Lawrence residents should prepare for a property tax rate increase, reduced hours on the T and a major cut to a touted social service program for students as part of the city's 2008 budget.
Plus, voters may be asked to approve a new sales tax in 2008.
A divided City Commission struggled late into the night Tuesday to shape next year's budget. Here's what they came up with, although several commissioners said they may seek to change the budget when they are scheduled to give it final approval Aug. 7:
l Increasing the mill levy by 0.42 mills to avoid some cuts in service to the Lawrence Transit System. But the mill levy increase does not avoid all cuts to the T. Under the new budget, the bus service would need to close at 6 p.m. instead of 8 p.m. Commissioners heard almost a solid hour of public comment against cutting the hours of the T.
l Eliminating $250,000 in funding for Bert Nash Community Mental Health Center's WRAP program, which places social workers in Lawrence schools to help troubled or at-risk students. Commissioners left open the possibility of restoring that funding if they learn that the Lawrence school district would continue to fund its share of the program, which has been approximately $300,000 in past years. But City Manager David Corliss shared an e-mail communication with Superintendent Randy Weseman, who said the funding likely would not be a part of the school district's budget.
l Providing a 2 percent wage increase for all city employees. But commissioners mainly are using the elimination of the WRAP funding to provide resources for the wage increase. If the WRAP funding is restored to the budget, the wage increase for city employees may be out.
The City Commission was anything but unanimous on the budget. Commissioners moved forward on the overall publication of the budget on a 3-2 vote, with Commissioners Boog Highberger and Mike Dever voting against it.
But each voted against it for different reasons. Dever said he did not feel comfortable providing the wage increase during such tight financial times, while Highberger opposed the cuts in T service.
Tuesday's vote was just the first step in approving the budget. Commissioners must give final approval to the budget on Aug. 7. At that meeting, commissioners can lower the amount of money they've agreed to spend in 2008, but cannot increase it. That means the cut in service hours to the T is likely to stick.
A crowd of about 50 people came to the meeting, with most there to discuss the possible T cuts. Several members of the crowd told commissioners they would be willing to spend more in property taxes to avoid cuts in service to the T. They said the system was critical to getting people to their jobs, and that a cut in hours would be a hardship for many people who rely on the T.
Highberger and Mayor Sue Hack sided with the crowd, although Hack ultimately voted for the reduction in hours in an effort to move the budget forward. All five commissioners said they supported efforts to merge the T system with Kansas University's transit systems.

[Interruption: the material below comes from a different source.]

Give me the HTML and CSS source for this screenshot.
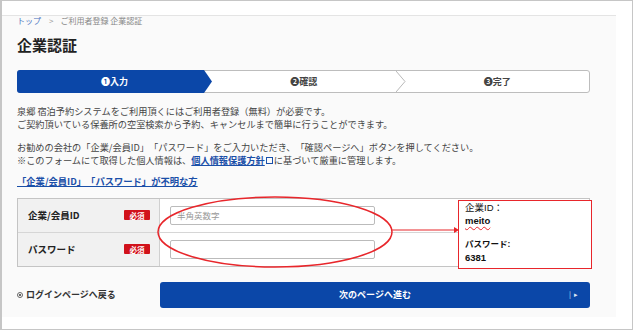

But Commissioners Mike Amyx, Rob Chestnut and Dever said they couldn't support increasing the mill levy any more than 0.42 mills.
Sales tax proposal
There's an outside chance that the city may not increase the mill levy that much. Amyx was pushing a plan that would eliminate the need for a property tax rate increase in 2008. But it would do so by cutting about $400,000 to $600,000 in funding from the proposed street maintenance budget in 2008.
Amyx said he would be comfortable reducing the street maintenance budget in 2008, as long as commissioners placed a new half-cent sales tax proposal on the ballot for voters in 2008.

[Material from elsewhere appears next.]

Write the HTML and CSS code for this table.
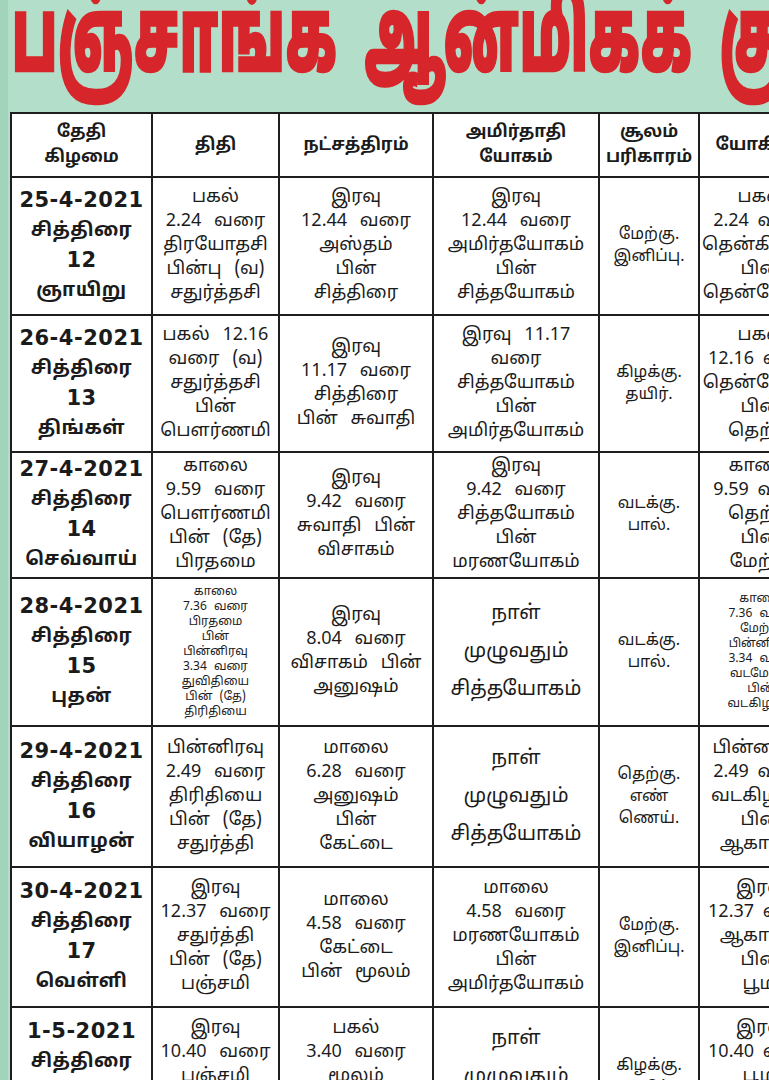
FILE: index.html
```html
<!DOCTYPE html>
<html lang="ta">
<head>
<meta charset="utf-8">
<title>பஞ்சாங்க ஆன்மிகக் குறிப்புகள்</title>
<link rel="stylesheet" href="styles.css">
</head>
<body>
<div class="page">
  <h1 class="title"><span class="title-text">பஞ்சாங்க ஆன்மிகக் குறிப்புகள்</span></h1>
  <div class="sheet">
    <table class="panchang">
      <colgroup>
        <col class="c-date"><col class="c-thithi"><col class="c-star"><col class="c-yogam"><col class="c-soolam"><col class="c-yogini">
      </colgroup>
      <thead>
        <tr class="r-head">
          <th>தேதி<br>கிழமை</th>
          <th>திதி</th>
          <th>நட்சத்திரம்</th>
          <th>அமிர்தாதி<br>யோகம்</th>
          <th>சூலம்<br>பரிகாரம்</th>
          <th>யோகினி</th>
        </tr>
      </thead>
      <tbody>
        <tr class="r1">
          <td class="date">25-4-2021<br><span class="tm">சித்திரை</span><br>12<br><span class="tm">ஞாயிறு</span></td>
          <td>பகல்<br>2.24 வரை<br>திரயோதசி<br>பின்பு (வ)<br>சதுர்த்தசி</td>
          <td>இரவு<br>12.44 வரை<br>அஸ்தம்<br>பின்<br>சித்திரை</td>
          <td>இரவு<br>12.44 வரை<br>அமிர்தயோகம்<br>பின்<br>சித்தயோகம்</td>
          <td class="sm">மேற்கு.<br>இனிப்பு.</td>
          <td class="yog">பகல்<br>2.24 வரை<br>தென்கிழக்கு<br>பின்<br>தென்மேற்கு</td>
        </tr>
        <tr class="r2">
          <td class="date">26-4-2021<br><span class="tm">சித்திரை</span><br>13<br><span class="tm">திங்கள்</span></td>
          <td>பகல் 12.16<br>வரை (வ)<br>சதுர்த்தசி<br>பின்<br>பௌர்ணமி</td>
          <td>இரவு<br>11.17 வரை<br>சித்திரை<br>பின் சுவாதி</td>
          <td>இரவு 11.17<br>வரை<br>சித்தயோகம்<br>பின்<br>அமிர்தயோகம்</td>
          <td class="sm">கிழக்கு.<br>தயிர்.</td>
          <td class="yog">பகல்<br>12.16 வரை<br>தென்மேற்கு<br>பின்<br>தெற்கு</td>
        </tr>
        <tr class="r3">
          <td class="date">27-4-2021<br><span class="tm">சித்திரை</span><br>14<br><span class="tm">செவ்வாய்</span></td>
          <td>காலை<br>9.59 வரை<br>பௌர்ணமி<br>பின் (தே)<br>பிரதமை</td>
          <td>இரவு<br>9.42 வரை<br>சுவாதி பின்<br>விசாகம்</td>
          <td>இரவு<br>9.42 வரை<br>சித்தயோகம்<br>பின்<br>மரணயோகம்</td>
          <td class="sm">வடக்கு.<br>பால்.</td>
          <td class="yog">காலை<br>9.59 வரை<br>தெற்கு<br>பின்<br>மேற்கு</td>
        </tr>
        <tr class="r4">
          <td class="date">28-4-2021<br><span class="tm">சித்திரை</span><br>15<br><span class="tm">புதன்</span></td>
          <td class="tiny">காலை<br>7.36 வரை<br>பிரதமை<br>பின்<br>பின்னிரவு<br>3.34 வரை<br>துவிதியை<br>பின் (தே)<br>திரிதியை</td>
          <td>இரவு<br>8.04 வரை<br>விசாகம் பின்<br>அனுஷம்</td>
          <td class="wide">நாள்<br>முழுவதும்<br>சித்தயோகம்</td>
          <td class="sm">வடக்கு.<br>பால்.</td>
          <td class="yog tiny">காலை<br>7.36 வரை<br>மேற்கு<br>பின்னிரவு<br>3.34 வரை<br>வடமேற்கு<br>பின்<br>வடகிழக்கு</td>
        </tr>
        <tr class="r5">
          <td class="date">29-4-2021<br><span class="tm">சித்திரை</span><br>16<br><span class="tm">வியாழன்</span></td>
          <td>பின்னிரவு<br>2.49 வரை<br>திரிதியை<br>பின் (தே)<br>சதுர்த்தி</td>
          <td>மாலை<br>6.28 வரை<br>அனுஷம்<br>பின்<br>கேட்டை</td>
          <td class="wide">நாள்<br>முழுவதும்<br>சித்தயோகம்</td>
          <td class="sm">தெற்கு.<br>எண்<br>ணெய்.</td>
          <td class="yog">பின்னிரவு<br>2.49 வரை<br>வடகிழக்கு<br>பின்<br>ஆகாயம்</td>
        </tr>
        <tr class="r6">
          <td class="date">30-4-2021<br><span class="tm">சித்திரை</span><br>17<br><span class="tm">வெள்ளி</span></td>
          <td>இரவு<br>12.37 வரை<br>சதுர்த்தி<br>பின் (தே)<br>பஞ்சமி</td>
          <td>மாலை<br>4.58 வரை<br>கேட்டை<br>பின் மூலம்</td>
          <td>மாலை<br>4.58 வரை<br>மரணயோகம்<br>பின்<br>அமிர்தயோகம்</td>
          <td class="sm">மேற்கு.<br>இனிப்பு.</td>
          <td class="yog">இரவு<br>12.37 வரை<br>ஆகாயம்<br>பின்<br>பூமி</td>
        </tr>
        <tr class="r7">
          <td class="date">1-5-2021<br><span class="tm">சித்திரை</span><br>18<br><span class="tm">சனி</span></td>
          <td>இரவு<br>10.40 வரை<br>பஞ்சமி<br>பின் (தே)<br>சஷ்டி</td>
          <td>பகல்<br>3.40 வரை<br>மூலம்<br>பின்<br>பூராடம்</td>
          <td class="wide">நாள்<br>முழுவதும்<br>சித்தயோகம்</td>
          <td class="sm">கிழக்கு.<br>தயிர்.</td>
          <td class="yog">இரவு<br>10.40 வரை<br>பூமி<br>பின்<br>கிழக்கு</td>
        </tr>
      </tbody>
    </table>
  </div>
</div>
</body>
</html>
```

FILE: styles.css
```css
html, body {
  margin: 0;
  padding: 0;
}
body {
  width: 769px;
  height: 1080px;
  overflow: hidden;
  background: #b3dfca;
  font-family: "Noto Sans Tamil", "Lohit Tamil", "Noto Sans", "DejaVu Sans", sans-serif;
  color: #1b1b1b;
}
.page {
  display: flex;
  flex-direction: column;
  width: 769px;
  height: 1080px;
  overflow: hidden;
  border-left: 8px solid #a2d4bc;
  box-sizing: border-box;
}
.title {
  flex: 0 0 auto;
  margin: 0;
  height: 112px;
  padding-left: 4px;
  font-size: 60px;
  line-height: 60px;
  font-weight: 900;
  color: #d7262b;
  white-space: nowrap;
  overflow: hidden;
}
.title-text {
  display: inline-block;
  transform-origin: 0 0;
  transform: translateY(-6px) scale(0.88, 1.72);
  letter-spacing: 1px;
  word-spacing: 14px;
  -webkit-text-stroke: 1.5px #d7262b;
}
.sheet {
  flex: 0 0 auto;
  padding-left: 2px;
}
.panchang {
  border-collapse: collapse;
  table-layout: fixed;
  width: 812px;
  background: #fff;
}
.c-date { width: 141px; }
.c-thithi { width: 127px; }
.c-star { width: 154px; }
.c-yogam { width: 166px; }
.c-soolam { width: 100px; }
.c-yogini { width: 124px; }
.panchang th,
.panchang td {
  border: 2px solid #1e1e1e;
  text-align: center;
  vertical-align: middle;
  padding: 0 2px;
  overflow: hidden;
}
.panchang th {
  font-size: 17px;
  line-height: 25px;
  font-weight: 700;
}
.r-head { height: 64px; }
.r1 { height: 138px; }
.r2 { height: 137px; }
.r3 { height: 126px; }
.r4 { height: 148px; }
.r5 { height: 141px; }
.r6 { height: 140px; }
.r7 { height: 140px; }
.panchang td {
  font-size: 18px;
  line-height: 24px;
  word-spacing: 8px;
}
.panchang td.date {
  font-family: "DejaVu Sans", sans-serif;
  font-weight: 700;
  font-size: 21px;
  line-height: 29px;
  letter-spacing: 0.5px;
  word-spacing: 0;
}
.panchang td.date .tm {
  font-family: "Noto Sans Tamil", "Lohit Tamil", "Noto Sans", sans-serif;
  font-size: 19px;
}
.panchang td.sm {
  font-size: 16px;
  line-height: 22px;
  word-spacing: 0;
}
.panchang td.tiny {
  font-size: 12px;
  line-height: 15px;
  word-spacing: 4px;
}
.panchang td.wide {
  font-size: 20px;
  line-height: 38px;
}
.panchang td.yog {
  white-space: nowrap;
  word-spacing: 4px;
}
```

Amyx is proposing that the half-cent sales tax, which would expire in five years, be used entirely to fund street maintenance and sidewalks. He's estimating it would generate $25 million to $30 million during the five-year period.
But he also concedes that there is risk to the plan. Commissioners have no way of knowing whether voters would approve the new sales tax. It cannot be adopted without voter approval.
All five commissioners expressed support for putting a half-cent sales tax issue on a future ballot, although they did not specify a date. All five also said they would want the majority of the sales tax to be used for street issues, but Hack, Dever and Chestnut also said they would want part of the money to go toward preparing land for future economic development projects.
But a majority among the commission did not emerge for Amyx's plan to cut street maintenance funds this year in an effort to keep the mill levy steady.
"I'm not willing to gamble on that," Highberger said. "I don't think that would be responsible."
Amyx, though, said he thinks it is the best way to give a sales tax a fair chance of being approved by the voters.
"I don't think we can get a sales tax passed at the same time we have a property tax increase," Amyx said.